Praveen. C September 11, 2005 23:53

Re: numerical stability due to cross derivatives
 
I have never seen anything like this. I am just speculating here, but following your own ideas, why not try solving the following system

(1) U = u + u_xx + u_xy + u_yy + v_xx +v_xy + v_yy

(2) V = v + u_xx + u_xy + u_yy + v_xx +v_xy + v_yy

(3) U_t = F(x,y,t)

(4) V_t = G(x,y,t)

First update U, V from t to t + Î" t using (3), (4). Then solve for u and v using (1), (2).

Wen Long September 12, 2005 02:10

Re: numerical stability due to cross derivatives
 
Praveen:

the u_xx + u_xy + u_yy + v_xx +v_xy + v_yy part in the RHS of my equation are called dispersive terms for intermediate depth water waves. They goven the dispersion of waves (long waves go fast, short waves go slower such that the waves are separated over a distance of proporgation, the term "dispersive" is borrowed from light through a triganular shape glass which will disperse the light components to be a rainbow pattern)

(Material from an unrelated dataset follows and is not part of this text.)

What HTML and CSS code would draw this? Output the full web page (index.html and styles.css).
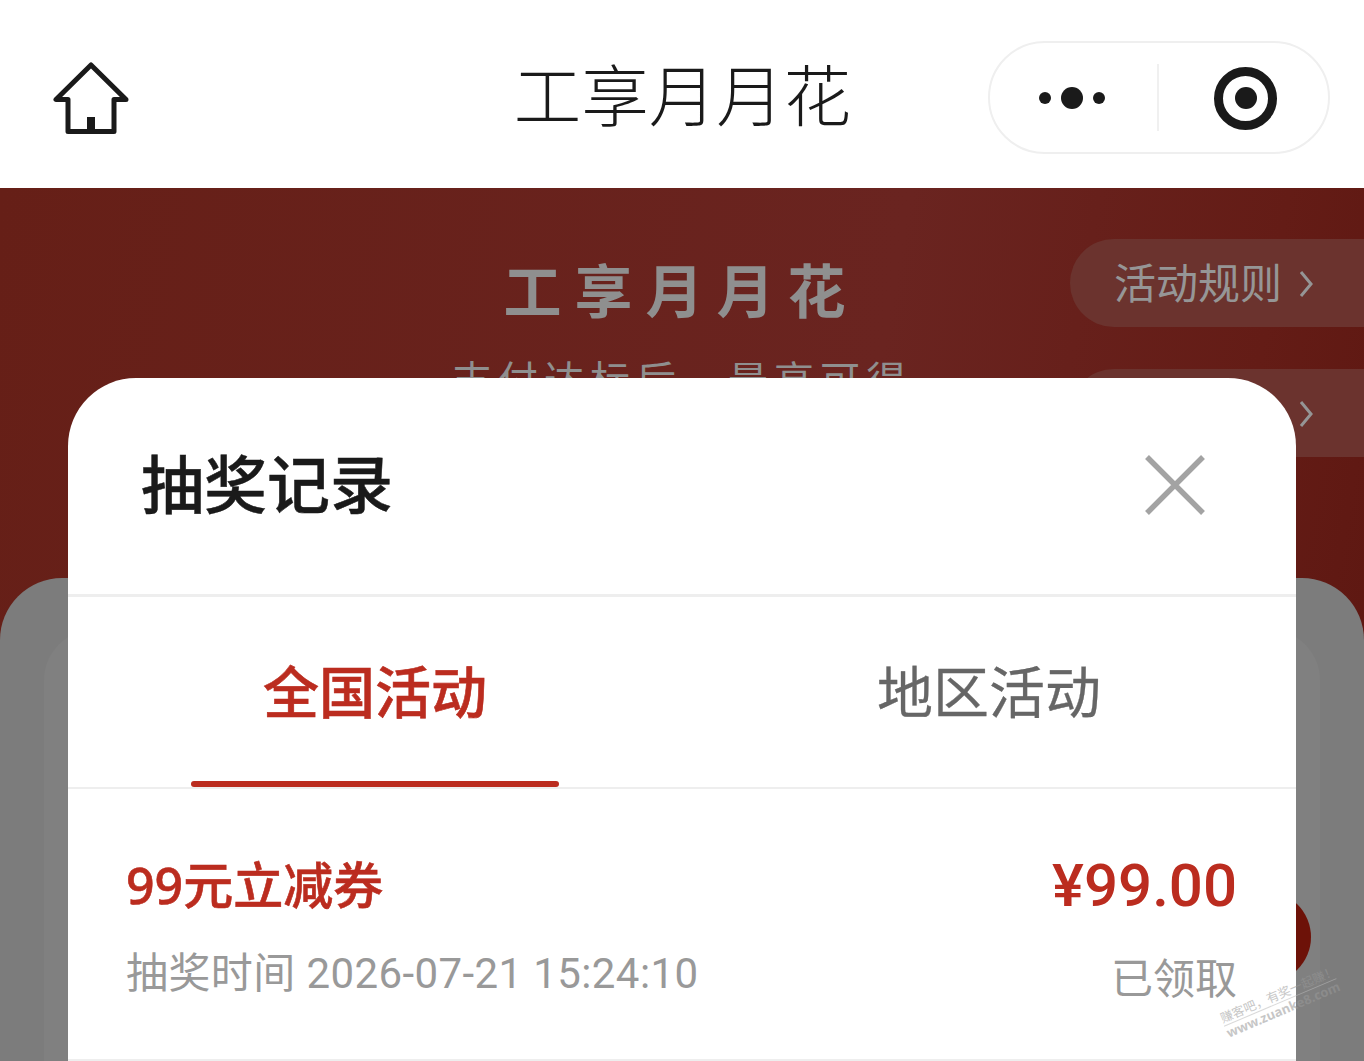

I have tried moving everything to the right except u and v, the thing is that the F term and G term include convections such as u*u_x +v*u_y in F and u*v_x + v*v_y in G. These terms make the waves shoal and pitch forward and break, (shocks appear). Without solving the dispersion system U=u+u_xx , which is very simple dissipation type of equation, the solution will be easily unstable when shock forms. The occurance of u_xx basically smooth the shock to a handle-able degree.

You might be right, that I may should try it. The reason I didn't try is that in the nonlinear term F, and G, I did use an iteration and kind of don't want to solve the resulting equation in your suggested (1)(2) using iteration again. Now I'm solving U=u+u_xx and V= v+v_yy by tri-diagonal solver. If I solve U=u_xx+u_xy+u_yy ..., i would have to use iteration for a complex domain with curving coastlines and islands etc. Anyway, thanks for the suggestion, and that's probably what I have to do and sacrifice more computation time and should be much better with a stable code than an unstable code that still sort of rely on filtering.

My model is pretty available, but still needs a lot of work, you may want to take a look at http://www.coastal.udel.edu/~longmtm/tmp

I will report when I finally solve this problem.